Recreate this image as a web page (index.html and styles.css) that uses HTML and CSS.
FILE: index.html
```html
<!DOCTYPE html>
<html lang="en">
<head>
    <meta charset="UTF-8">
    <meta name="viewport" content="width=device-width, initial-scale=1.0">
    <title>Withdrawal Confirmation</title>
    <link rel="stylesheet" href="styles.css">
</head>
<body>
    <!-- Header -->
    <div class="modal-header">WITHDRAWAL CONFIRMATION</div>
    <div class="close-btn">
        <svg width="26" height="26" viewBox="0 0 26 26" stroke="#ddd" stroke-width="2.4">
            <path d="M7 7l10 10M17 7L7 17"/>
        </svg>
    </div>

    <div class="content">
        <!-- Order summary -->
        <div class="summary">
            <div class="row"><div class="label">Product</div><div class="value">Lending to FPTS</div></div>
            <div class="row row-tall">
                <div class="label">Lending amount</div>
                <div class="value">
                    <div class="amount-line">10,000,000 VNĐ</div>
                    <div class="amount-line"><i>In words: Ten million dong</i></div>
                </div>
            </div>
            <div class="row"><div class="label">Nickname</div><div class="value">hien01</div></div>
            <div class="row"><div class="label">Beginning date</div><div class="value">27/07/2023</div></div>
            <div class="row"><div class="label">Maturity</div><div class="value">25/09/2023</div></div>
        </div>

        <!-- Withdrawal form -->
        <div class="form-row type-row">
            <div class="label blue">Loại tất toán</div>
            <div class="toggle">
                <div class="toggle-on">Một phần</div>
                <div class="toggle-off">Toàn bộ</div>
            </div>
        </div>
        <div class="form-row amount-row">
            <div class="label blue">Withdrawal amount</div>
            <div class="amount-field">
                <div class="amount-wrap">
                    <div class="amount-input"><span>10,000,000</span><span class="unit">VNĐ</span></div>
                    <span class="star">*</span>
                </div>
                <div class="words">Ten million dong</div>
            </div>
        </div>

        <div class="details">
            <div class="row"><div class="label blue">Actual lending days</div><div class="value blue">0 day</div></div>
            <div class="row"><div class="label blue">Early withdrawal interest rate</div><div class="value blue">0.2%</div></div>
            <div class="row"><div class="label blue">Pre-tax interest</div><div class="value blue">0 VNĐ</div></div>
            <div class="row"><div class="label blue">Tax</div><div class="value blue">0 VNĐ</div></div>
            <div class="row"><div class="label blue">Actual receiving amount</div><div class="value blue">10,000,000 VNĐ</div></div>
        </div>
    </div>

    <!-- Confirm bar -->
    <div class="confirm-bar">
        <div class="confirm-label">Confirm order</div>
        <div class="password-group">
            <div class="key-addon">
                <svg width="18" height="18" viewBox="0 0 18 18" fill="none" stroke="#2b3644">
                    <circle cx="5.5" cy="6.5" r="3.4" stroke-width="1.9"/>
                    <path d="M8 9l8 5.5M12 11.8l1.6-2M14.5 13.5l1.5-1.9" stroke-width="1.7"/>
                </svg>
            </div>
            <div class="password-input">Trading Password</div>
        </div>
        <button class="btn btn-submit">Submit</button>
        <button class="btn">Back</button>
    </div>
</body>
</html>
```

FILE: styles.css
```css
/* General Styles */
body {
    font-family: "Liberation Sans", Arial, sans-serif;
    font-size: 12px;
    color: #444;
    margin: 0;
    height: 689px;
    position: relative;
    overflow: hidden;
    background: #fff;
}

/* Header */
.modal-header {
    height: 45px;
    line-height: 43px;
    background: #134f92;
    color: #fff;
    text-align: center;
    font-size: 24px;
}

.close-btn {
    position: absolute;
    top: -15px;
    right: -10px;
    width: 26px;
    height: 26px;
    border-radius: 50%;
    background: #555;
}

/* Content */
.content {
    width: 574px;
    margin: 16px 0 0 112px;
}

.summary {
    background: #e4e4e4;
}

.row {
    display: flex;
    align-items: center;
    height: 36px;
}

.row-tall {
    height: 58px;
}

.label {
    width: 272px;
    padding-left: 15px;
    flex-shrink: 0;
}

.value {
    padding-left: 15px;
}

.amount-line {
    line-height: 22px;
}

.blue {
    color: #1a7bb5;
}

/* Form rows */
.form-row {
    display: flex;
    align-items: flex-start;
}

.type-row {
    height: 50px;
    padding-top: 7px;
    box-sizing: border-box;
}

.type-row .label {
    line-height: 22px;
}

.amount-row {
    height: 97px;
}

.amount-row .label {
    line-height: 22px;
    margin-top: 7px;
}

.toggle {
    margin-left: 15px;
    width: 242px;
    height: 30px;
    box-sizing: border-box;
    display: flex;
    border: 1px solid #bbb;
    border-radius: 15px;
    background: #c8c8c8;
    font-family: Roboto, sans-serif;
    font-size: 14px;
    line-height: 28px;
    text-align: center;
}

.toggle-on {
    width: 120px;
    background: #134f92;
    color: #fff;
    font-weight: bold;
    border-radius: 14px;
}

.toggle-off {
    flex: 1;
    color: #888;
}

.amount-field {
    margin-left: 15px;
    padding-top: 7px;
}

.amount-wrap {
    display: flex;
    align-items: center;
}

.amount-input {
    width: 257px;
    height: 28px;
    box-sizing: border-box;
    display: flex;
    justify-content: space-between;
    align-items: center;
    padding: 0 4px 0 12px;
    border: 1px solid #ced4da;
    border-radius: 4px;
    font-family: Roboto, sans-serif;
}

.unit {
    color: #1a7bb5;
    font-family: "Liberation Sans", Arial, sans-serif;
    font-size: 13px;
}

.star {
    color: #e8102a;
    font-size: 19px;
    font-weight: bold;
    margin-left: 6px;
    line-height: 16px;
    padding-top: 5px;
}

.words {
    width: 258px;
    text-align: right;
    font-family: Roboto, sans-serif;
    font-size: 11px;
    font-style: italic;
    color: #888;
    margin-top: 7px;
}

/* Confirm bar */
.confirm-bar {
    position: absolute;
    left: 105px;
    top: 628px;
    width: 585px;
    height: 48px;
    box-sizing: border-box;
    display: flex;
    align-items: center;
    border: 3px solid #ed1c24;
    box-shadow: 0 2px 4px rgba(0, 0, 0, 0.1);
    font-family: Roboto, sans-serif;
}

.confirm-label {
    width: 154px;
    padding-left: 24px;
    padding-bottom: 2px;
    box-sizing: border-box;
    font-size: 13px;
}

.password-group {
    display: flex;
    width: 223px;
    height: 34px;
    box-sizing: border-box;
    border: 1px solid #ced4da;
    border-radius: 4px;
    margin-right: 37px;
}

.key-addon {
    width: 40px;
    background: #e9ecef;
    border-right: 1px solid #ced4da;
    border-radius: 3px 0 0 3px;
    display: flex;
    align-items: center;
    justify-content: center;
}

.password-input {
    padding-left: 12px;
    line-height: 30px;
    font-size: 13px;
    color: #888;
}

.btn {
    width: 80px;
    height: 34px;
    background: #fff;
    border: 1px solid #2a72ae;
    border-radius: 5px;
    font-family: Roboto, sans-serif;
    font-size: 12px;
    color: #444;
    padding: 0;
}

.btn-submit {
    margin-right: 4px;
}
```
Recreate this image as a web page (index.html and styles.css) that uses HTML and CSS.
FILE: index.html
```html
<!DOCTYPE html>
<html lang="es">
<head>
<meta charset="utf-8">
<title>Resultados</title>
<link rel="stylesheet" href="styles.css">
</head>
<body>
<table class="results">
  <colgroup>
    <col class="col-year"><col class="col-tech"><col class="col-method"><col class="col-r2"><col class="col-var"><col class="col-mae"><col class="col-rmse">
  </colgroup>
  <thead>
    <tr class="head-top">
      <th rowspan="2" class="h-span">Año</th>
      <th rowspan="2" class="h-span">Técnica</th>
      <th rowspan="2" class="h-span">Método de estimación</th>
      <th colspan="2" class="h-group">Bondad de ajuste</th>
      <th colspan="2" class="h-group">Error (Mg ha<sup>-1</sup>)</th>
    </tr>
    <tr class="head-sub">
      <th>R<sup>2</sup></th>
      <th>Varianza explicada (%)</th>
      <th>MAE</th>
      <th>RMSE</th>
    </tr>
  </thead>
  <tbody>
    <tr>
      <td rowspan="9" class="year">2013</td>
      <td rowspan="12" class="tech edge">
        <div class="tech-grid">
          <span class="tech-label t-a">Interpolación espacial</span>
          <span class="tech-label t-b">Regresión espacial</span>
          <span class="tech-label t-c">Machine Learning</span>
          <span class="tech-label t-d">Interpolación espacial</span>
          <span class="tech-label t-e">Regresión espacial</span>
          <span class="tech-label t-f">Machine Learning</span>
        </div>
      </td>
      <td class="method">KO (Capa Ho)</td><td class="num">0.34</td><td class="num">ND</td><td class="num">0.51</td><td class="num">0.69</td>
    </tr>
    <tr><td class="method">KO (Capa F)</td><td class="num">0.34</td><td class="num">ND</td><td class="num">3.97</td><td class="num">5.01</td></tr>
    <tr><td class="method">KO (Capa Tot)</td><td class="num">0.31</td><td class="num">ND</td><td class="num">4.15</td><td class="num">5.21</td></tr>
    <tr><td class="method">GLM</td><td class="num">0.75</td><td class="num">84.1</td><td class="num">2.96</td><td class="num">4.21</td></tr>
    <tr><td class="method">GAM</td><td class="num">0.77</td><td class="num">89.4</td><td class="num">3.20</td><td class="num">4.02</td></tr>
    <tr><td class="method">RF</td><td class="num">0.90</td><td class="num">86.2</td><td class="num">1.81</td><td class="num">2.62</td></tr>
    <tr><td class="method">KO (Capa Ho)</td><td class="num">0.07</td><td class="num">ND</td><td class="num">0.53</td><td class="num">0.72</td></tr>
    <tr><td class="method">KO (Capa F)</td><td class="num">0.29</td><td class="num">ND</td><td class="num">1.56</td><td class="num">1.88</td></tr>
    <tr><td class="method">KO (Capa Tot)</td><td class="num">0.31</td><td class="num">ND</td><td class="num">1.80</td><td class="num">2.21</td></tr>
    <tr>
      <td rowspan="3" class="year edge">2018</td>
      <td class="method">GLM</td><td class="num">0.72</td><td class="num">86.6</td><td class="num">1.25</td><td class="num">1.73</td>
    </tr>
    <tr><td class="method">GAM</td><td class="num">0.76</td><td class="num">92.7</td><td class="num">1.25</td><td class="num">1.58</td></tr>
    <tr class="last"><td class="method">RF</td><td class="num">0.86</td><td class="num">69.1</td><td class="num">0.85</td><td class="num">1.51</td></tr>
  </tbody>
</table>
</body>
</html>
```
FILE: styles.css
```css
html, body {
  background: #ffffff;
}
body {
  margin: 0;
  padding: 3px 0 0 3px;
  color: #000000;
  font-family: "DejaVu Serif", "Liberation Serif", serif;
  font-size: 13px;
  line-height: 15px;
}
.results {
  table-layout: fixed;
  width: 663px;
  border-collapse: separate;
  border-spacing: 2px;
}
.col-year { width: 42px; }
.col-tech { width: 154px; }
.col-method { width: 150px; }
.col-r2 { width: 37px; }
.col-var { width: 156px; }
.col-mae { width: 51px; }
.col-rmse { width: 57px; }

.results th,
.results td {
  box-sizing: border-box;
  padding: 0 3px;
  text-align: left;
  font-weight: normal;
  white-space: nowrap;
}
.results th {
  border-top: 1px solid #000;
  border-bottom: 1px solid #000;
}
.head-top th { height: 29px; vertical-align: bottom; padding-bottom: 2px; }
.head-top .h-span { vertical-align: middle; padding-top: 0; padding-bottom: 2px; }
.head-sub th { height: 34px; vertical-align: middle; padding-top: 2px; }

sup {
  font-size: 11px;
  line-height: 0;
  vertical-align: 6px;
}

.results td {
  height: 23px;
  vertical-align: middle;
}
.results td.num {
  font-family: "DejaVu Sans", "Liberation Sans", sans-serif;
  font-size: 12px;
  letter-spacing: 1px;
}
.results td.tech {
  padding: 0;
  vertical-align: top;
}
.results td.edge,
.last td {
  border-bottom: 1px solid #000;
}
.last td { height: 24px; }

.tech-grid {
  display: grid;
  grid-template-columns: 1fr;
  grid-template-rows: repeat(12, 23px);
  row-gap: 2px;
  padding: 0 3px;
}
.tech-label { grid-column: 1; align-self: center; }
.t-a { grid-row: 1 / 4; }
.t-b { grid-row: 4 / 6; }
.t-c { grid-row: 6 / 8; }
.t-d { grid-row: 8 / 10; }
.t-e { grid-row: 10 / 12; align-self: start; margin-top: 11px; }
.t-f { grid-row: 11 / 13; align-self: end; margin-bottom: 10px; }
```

* * * * * * *

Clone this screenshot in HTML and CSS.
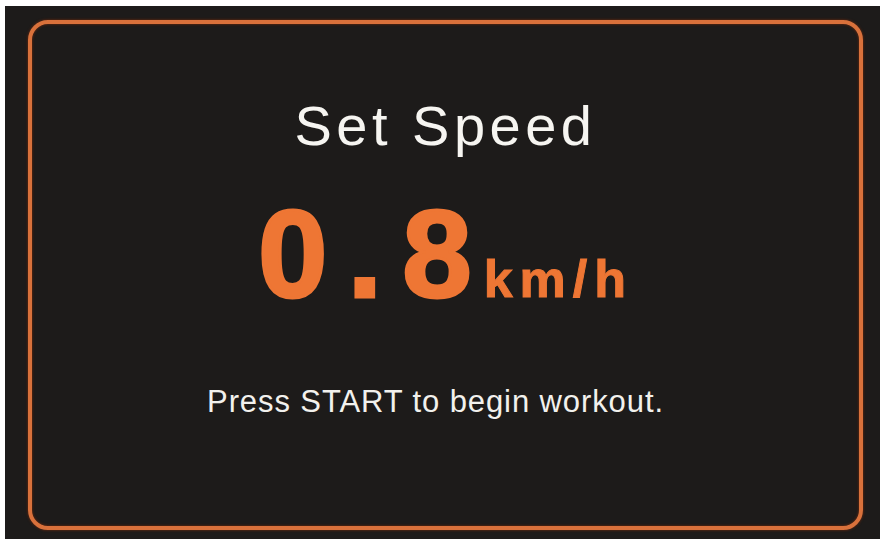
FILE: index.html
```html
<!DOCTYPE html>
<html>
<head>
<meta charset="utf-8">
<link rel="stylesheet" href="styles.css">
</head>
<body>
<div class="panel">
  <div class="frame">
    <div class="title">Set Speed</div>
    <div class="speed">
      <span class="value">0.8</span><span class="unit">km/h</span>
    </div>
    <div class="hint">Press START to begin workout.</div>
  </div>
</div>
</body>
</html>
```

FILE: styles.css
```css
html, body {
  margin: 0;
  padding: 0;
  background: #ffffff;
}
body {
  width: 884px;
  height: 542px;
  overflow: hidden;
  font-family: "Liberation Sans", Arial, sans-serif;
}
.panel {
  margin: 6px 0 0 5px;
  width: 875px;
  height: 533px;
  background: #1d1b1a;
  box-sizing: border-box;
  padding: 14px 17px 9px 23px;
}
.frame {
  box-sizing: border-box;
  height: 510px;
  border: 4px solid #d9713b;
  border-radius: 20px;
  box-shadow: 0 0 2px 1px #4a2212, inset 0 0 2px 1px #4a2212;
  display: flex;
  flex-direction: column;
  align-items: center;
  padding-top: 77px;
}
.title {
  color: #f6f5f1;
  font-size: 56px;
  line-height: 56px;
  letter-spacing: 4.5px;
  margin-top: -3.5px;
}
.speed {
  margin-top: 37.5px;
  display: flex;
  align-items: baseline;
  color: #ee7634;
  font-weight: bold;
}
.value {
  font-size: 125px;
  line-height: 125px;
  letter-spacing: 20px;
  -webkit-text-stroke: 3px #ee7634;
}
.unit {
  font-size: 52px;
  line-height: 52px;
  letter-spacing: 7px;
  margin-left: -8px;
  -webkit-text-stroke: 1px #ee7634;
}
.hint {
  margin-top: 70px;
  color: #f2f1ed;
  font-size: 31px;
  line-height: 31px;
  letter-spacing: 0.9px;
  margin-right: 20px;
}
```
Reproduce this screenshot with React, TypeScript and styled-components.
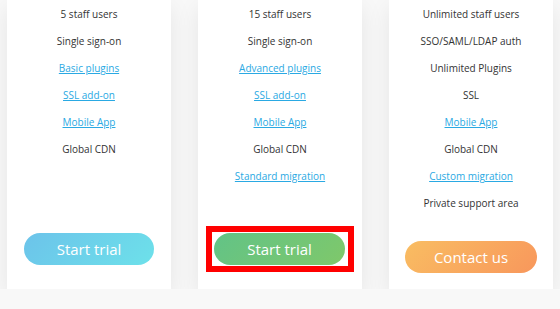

* * * * * * *

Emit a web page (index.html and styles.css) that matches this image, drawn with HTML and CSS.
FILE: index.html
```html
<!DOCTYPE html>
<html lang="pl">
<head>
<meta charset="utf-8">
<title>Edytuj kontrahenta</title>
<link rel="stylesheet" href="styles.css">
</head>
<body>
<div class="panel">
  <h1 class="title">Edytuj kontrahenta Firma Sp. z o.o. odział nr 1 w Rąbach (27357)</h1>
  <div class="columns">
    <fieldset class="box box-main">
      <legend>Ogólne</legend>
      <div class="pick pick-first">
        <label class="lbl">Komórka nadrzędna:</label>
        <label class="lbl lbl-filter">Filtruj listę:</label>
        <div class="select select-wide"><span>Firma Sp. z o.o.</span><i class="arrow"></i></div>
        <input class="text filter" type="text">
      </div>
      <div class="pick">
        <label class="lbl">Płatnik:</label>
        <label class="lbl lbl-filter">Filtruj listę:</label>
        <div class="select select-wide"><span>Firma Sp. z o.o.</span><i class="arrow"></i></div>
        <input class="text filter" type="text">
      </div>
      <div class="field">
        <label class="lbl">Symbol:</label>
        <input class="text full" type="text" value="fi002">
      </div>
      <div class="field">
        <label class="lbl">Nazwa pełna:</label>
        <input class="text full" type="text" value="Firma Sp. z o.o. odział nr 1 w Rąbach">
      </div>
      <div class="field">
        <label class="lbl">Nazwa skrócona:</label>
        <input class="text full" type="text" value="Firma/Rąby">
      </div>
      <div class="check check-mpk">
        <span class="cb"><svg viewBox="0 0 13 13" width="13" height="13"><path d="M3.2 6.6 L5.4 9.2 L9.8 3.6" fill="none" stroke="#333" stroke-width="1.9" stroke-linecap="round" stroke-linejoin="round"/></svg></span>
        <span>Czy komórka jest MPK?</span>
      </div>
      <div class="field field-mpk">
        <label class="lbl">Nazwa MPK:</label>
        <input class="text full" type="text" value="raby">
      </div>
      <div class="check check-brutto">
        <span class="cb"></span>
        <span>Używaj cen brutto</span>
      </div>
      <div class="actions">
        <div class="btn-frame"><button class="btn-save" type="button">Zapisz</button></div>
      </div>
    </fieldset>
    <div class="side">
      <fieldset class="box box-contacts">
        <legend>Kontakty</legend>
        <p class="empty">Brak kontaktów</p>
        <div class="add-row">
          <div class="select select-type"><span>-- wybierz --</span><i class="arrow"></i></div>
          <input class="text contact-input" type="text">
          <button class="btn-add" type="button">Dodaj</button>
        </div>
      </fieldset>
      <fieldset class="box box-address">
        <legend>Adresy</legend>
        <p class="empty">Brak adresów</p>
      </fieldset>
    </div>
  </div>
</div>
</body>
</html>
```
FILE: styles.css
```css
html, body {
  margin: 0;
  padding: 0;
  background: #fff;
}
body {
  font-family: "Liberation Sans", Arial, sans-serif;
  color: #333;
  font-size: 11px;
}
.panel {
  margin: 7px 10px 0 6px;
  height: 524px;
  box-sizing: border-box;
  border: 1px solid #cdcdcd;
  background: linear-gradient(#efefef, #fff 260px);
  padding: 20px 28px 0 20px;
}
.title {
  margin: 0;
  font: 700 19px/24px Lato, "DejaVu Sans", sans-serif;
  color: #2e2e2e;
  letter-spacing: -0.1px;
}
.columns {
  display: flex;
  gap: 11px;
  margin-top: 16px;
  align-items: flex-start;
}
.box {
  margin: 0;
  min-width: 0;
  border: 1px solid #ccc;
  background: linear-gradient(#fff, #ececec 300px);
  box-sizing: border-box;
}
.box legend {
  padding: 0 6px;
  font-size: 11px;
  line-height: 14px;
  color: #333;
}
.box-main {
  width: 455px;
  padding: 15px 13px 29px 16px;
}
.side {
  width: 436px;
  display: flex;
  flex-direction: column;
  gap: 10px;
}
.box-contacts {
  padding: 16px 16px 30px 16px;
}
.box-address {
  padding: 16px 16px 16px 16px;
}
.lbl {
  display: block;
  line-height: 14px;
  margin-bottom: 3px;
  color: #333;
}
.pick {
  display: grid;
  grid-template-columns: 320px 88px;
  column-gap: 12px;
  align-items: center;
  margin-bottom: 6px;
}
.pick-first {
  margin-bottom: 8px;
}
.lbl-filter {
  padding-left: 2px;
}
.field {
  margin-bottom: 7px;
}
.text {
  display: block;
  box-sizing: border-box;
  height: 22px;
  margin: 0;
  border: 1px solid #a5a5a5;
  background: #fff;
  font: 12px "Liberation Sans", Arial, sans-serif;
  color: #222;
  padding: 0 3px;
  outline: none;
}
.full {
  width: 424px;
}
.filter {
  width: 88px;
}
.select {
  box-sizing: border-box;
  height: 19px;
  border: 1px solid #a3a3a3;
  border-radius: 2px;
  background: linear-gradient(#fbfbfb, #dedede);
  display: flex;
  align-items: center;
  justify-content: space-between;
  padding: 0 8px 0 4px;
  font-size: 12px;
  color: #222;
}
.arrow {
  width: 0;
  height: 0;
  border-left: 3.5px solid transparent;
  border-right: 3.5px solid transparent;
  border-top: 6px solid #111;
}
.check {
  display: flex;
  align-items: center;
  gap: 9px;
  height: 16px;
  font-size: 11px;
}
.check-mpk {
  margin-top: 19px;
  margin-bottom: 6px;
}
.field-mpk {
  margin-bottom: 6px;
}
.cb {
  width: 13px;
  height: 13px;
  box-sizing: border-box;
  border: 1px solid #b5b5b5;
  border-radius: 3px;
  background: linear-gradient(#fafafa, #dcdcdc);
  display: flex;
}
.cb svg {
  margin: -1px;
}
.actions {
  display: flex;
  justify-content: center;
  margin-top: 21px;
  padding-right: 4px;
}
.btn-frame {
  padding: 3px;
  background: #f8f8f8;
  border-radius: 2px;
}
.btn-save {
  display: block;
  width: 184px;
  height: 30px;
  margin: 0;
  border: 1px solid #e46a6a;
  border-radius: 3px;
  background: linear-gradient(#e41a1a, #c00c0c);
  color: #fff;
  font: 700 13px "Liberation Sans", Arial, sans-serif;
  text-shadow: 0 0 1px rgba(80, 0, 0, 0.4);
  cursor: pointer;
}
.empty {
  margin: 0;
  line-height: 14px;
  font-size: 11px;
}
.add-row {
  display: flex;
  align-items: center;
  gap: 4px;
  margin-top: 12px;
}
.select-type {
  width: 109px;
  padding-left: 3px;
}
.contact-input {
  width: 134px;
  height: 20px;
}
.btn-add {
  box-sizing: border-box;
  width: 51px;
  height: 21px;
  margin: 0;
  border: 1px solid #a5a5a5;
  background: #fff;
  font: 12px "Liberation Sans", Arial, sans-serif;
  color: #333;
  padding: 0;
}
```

* * * * * * *

Task instructions:
Search the records above for "screenshot". Copy each line where it is found.

Result of this exercise:
Clone this screenshot in HTML and CSS.
Reproduce this screenshot with React, TypeScript and styled-components.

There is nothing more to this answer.